What this task involves —
Look over the lines below. Report each one that includes the string "styles".
Start of Given data
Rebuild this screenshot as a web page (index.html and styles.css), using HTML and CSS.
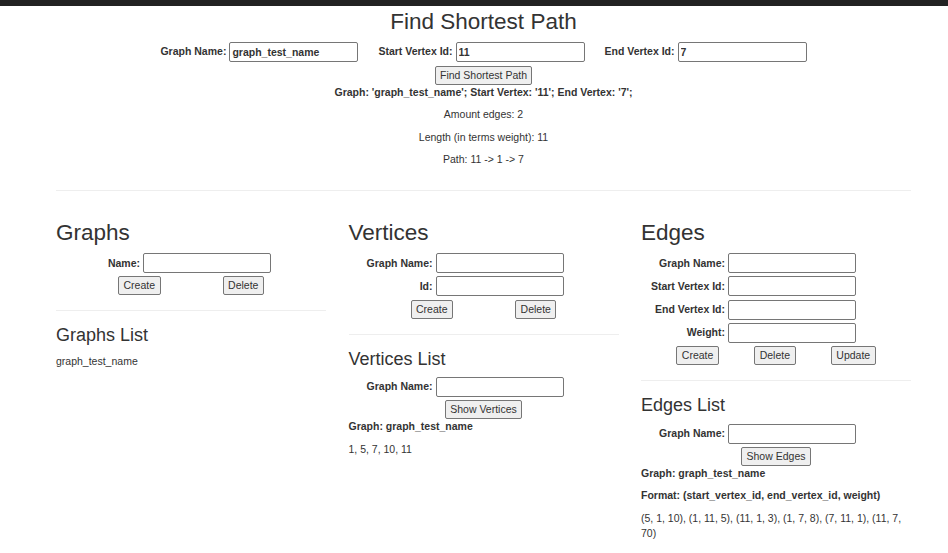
FILE: index.html
```html
<!DOCTYPE html>
<html lang="en">
<head>
<meta charset="utf-8">
<title>Find Shortest Path</title>
<link rel="stylesheet" href="styles.css">
</head>
<body>
<div class="topbar"></div>
<div class="container">
  <section class="finder">
    <h1 class="finder-title">Find Shortest Path</h1>
    <div class="finder-form">
      <label class="inline-field">Graph Name: <input class="text-input wide" type="text" value="graph_test_name"></label>
      <label class="inline-field">Start Vertex Id: <input class="text-input wide" type="text" value="11"></label>
      <label class="inline-field">End Vertex Id: <input class="text-input wide" type="text" value="7"></label>
    </div>
    <div class="finder-actions"><button class="btn" type="button">Find Shortest Path</button></div>
    <p class="text strong">Graph: 'graph_test_name'; Start Vertex: '11'; End Vertex: '7';</p>
    <p class="text">Amount edges: 2</p>
    <p class="text">Length (in terms weight): 11</p>
    <p class="text">Path: 11 -&gt; 1 -&gt; 7</p>
  </section>
  <hr class="divider">
  <div class="columns">
    <section class="column">
      <h2 class="section-title">Graphs</h2>
      <div class="form">
        <label class="field"><span class="field-label">Name:</span><input class="text-input" type="text"></label>
        <div class="actions">
          <button class="btn" type="button">Create</button>
          <button class="btn" type="button">Delete</button>
        </div>
      </div>
      <hr class="divider">
      <h3 class="subsection-title">Graphs List</h3>
      <p class="text">graph_test_name</p>
    </section>
    <section class="column">
      <h2 class="section-title">Vertices</h2>
      <div class="form">
        <label class="field"><span class="field-label">Graph Name:</span><input class="text-input" type="text"></label>
        <label class="field"><span class="field-label">Id:</span><input class="text-input" type="text"></label>
        <div class="actions">
          <button class="btn" type="button">Create</button>
          <button class="btn" type="button">Delete</button>
        </div>
      </div>
      <hr class="divider">
      <h3 class="subsection-title">Vertices List</h3>
      <div class="form">
        <label class="field"><span class="field-label">Graph Name:</span><input class="text-input" type="text"></label>
        <div class="actions">
          <button class="btn" type="button">Show Vertices</button>
        </div>
      </div>
      <p class="text strong">Graph: graph_test_name</p>
      <p class="text">1, 5, 7, 10, 11</p>
    </section>
    <section class="column">
      <h2 class="section-title">Edges</h2>
      <div class="form">
        <label class="field"><span class="field-label">Graph Name:</span><input class="text-input" type="text"></label>
        <label class="field"><span class="field-label">Start Vertex Id:</span><input class="text-input" type="text"></label>
        <label class="field"><span class="field-label">End Vertex Id:</span><input class="text-input" type="text"></label>
        <label class="field"><span class="field-label">Weight:</span><input class="text-input" type="text"></label>
        <div class="actions">
          <button class="btn" type="button">Create</button>
          <button class="btn" type="button">Delete</button>
          <button class="btn" type="button">Update</button>
        </div>
      </div>
      <hr class="divider">
      <h3 class="subsection-title">Edges List</h3>
      <div class="form">
        <label class="field"><span class="field-label">Graph Name:</span><input class="text-input" type="text"></label>
        <div class="actions">
          <button class="btn" type="button">Show Edges</button>
        </div>
      </div>
      <p class="text strong">Graph: graph_test_name</p>
      <p class="text strong">Format: (start_vertex_id, end_vertex_id, weight)</p>
      <p class="text">(5, 1, 10), (1, 11, 5), (11, 1, 3), (1, 7, 8), (7, 11, 1), (11, 7, 70)</p>
    </section>
  </div>
</div>
</body>
</html>
```

FILE: styles.css
```css
* {
  box-sizing: border-box;
}

html,
body {
  margin: 0;
}

body {
  font-family: "Liberation Sans", Arial, sans-serif;
  font-size: 10.5px;
  line-height: 15px;
  color: #333;
  background: #fff;
}

.topbar {
  height: 6px;
  background: #222;
}

.container {
  width: 877.5px;
  margin-left: 44.75px;
  padding: 0 11.25px;
}

.finder {
  display: flow-root;
  text-align: center;
}

.finder-title {
  font-size: 22.5px;
  line-height: 1.1;
  font-weight: 500;
  margin: 3.5px 0 7.5px;
}

.finder-form {
  display: flex;
  justify-content: center;
  gap: 20px;
}

.inline-field {
  display: flex;
  align-items: center;
  gap: 3px;
  font-weight: bold;
}

.text-input {
  width: 128px;
  height: 20px;
  margin: 0;
  border: 1px solid #767676;
  border-radius: 2px;
  padding: 0 2px;
  font: inherit;
  color: inherit;
  background: #fff;
}

.text-input.wide {
  width: 129px;
}

.btn {
  height: 19px;
  margin: 0;
  padding: 0 4.5px;
  border: 1px solid #767676;
  border-radius: 2px;
  background: #efefef;
  font: inherit;
  line-height: 15px;
  color: inherit;
}

.finder-actions {
  margin-top: 4px;
  display: flex;
  justify-content: center;
}

.text {
  margin: 0 0 7.5px;
}

.strong {
  font-weight: bold;
}

.divider {
  height: 0;
  border: 0;
  border-top: 1px solid #eee;
  margin: 15px 0;
}

.columns {
  display: grid;
  grid-template-columns: repeat(3, 292.5px);
  margin: 0 -11.25px;
}

.column {
  padding: 0 11.25px;
}

.section-title {
  font-size: 22.5px;
  line-height: 1.1;
  font-weight: 500;
  margin: 15px 0 7.5px;
}

.subsection-title {
  font-size: 18px;
  line-height: 1.1;
  font-weight: 500;
  margin: 15px 0 7.5px;
}

.form {
  display: flex;
  flex-direction: column;
  gap: 3.33px;
}

.field {
  display: grid;
  grid-template-columns: 84px 128px;
  column-gap: 3px;
  align-items: center;
  font-weight: bold;
}

.field-label {
  text-align: right;
}

.actions {
  display: flex;
  justify-content: space-evenly;
}
```
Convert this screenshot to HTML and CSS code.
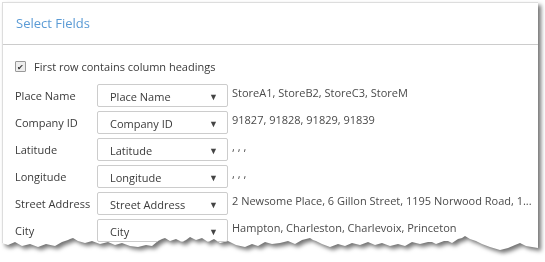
FILE: index.html
```html
<html>

<head>
    <link rel="stylesheet" href="styles.css">
    <title>Select Fields</title>
</head>

<body>
    <div class="shadow">
        <div class="panel">
            <div class="header">Select Fields</div>
            <div class="content">
                <label class="first-row">
                    <span class="check">&#10004;</span>
                    <span>First row contains column headings</span>
                </label>

                <div class="fields">
                    <div class="label">Place Name</div>
                    <div class="picker"><span>Place Name</span><span class="arrow">&#9660;</span></div>
                    <div class="sample">StoreA1, StoreB2, StoreC3, StoreM</div>

                    <div class="label">Company ID</div>
                    <div class="picker"><span>Company ID</span><span class="arrow">&#9660;</span></div>
                    <div class="sample">91827, 91828, 91829, 91839</div>

                    <div class="label">Latitude</div>
                    <div class="picker"><span>Latitude</span><span class="arrow">&#9660;</span></div>
                    <div class="sample">, , ,</div>

                    <div class="label">Longitude</div>
                    <div class="picker"><span>Longitude</span><span class="arrow">&#9660;</span></div>
                    <div class="sample">, , ,</div>

                    <div class="label">Street Address</div>
                    <div class="picker"><span>Street Address</span><span class="arrow">&#9660;</span></div>
                    <div class="sample">2 Newsome Place, 6 Gillon Street, 1195 Norwood Road, 1...</div>

                    <div class="label">City</div>
                    <div class="picker"><span>City</span><span class="arrow">&#9660;</span></div>
                    <div class="sample">Hampton, Charleston, Charlevoix, Princeton</div>
                </div>
            </div>
        </div>
    </div>
</body>

</html>
```

FILE: styles.css
```css
body {
    margin: 0;
    padding: 2px 0 0 2px;
    background: #fff;
    font-family: "Open Sans", sans-serif;
    font-size: 11px;
    color: #3a3a3a;
}

.shadow {
    width: 536px;
    filter: drop-shadow(3px 3px 2px rgba(0, 0, 0, 0.55));
}

.panel {
    height: 250px;
    background: #fff;
    border-top: 1px solid #ddd;
    border-left: 1px solid #ddd;
    box-sizing: border-box;
    overflow: hidden;
    clip-path: polygon(0px 0px, 536px 0px, 536px 246px,
        530px 245px, 524px 244px, 518px 241px, 513px 243px, 506px 246px, 498px 248px,
        488px 245px, 480px 242px, 474px 239px, 468px 237px, 463px 234px, 460px 236px,
        456px 237px, 450px 241px, 446px 239px, 442px 239px, 434px 242px, 430px 240px,
        426px 240px, 418px 242px, 414px 241px, 410px 240px, 403px 244px, 396px 242px,
        392px 243px, 388px 244px, 380px 241px, 373px 243px, 366px 240px, 358px 243px,
        350px 241px, 343px 244px, 336px 242px, 328px 245px, 320px 242px, 314px 239px,
        311px 238px, 308px 236px, 304px 237px, 300px 238px, 293px 242px, 286px 239px,
        278px 241px, 270px 242px, 263px 240px, 256px 244px, 250px 242px, 243px 245px,
        234px 243px, 226px 239px, 218px 241px, 212px 237px, 206px 240px, 200px 236px,
        194px 238px, 188px 235px, 184px 238px, 180px 240px, 174px 237px, 168px 239px,
        163px 236px, 160px 237px, 156px 239px, 150px 244px, 144px 243px, 136px 245px,
        128px 244px, 120px 241px, 113px 243px, 106px 240px, 98px 242px, 90px 239px,
        83px 241px, 76px 239px, 71px 236px, 68px 237px, 66px 238px, 60px 240px,
        53px 244px, 44px 242px, 36px 245px, 28px 242px, 20px 244px, 13px 240px,
        6px 243px, 0px 241px);
}

.header {
    height: 41px;
    line-height: 40px;
    padding-left: 13px;
    font-size: 13px;
    color: #5b9bd5;
    border-bottom: 1px solid #ccc;
}

.content {
    padding: 12px 0 0 12px;
}

.first-row {
    display: flex;
    align-items: center;
    gap: 8px;
    height: 18px;
}

.check {
    width: 9px;
    height: 9px;
    border: 1px solid #999;
    border-radius: 1px;
    background: #eee;
    font-size: 8px;
    line-height: 9px;
    text-align: center;
    color: #333;
}

.fields {
    display: grid;
    grid-template-columns: 82px 131px 1fr;
    grid-auto-rows: 23px;
    row-gap: 4px;
    margin-top: 9px;
}

.label {
    display: flex;
    align-items: center;
    white-space: nowrap;
}

.picker {
    display: flex;
    align-items: center;
    justify-content: space-between;
    padding: 1px 9px 0 12px;
    border: 1px solid #ccc;
    border-radius: 2px;
    box-sizing: border-box;
}

.arrow {
    font-size: 9px;
    color: #444;
}

.sample {
    padding: 1px 0 0 4px;
    color: #4a4a4a;
    white-space: nowrap;
}
```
End of Given data
Written solution —
Rebuild this screenshot as a web page (index.html and styles.css), using HTML and CSS.
<link rel="stylesheet" href="styles.css">
FILE: styles.css
    <link rel="stylesheet" href="styles.css">
FILE: styles.css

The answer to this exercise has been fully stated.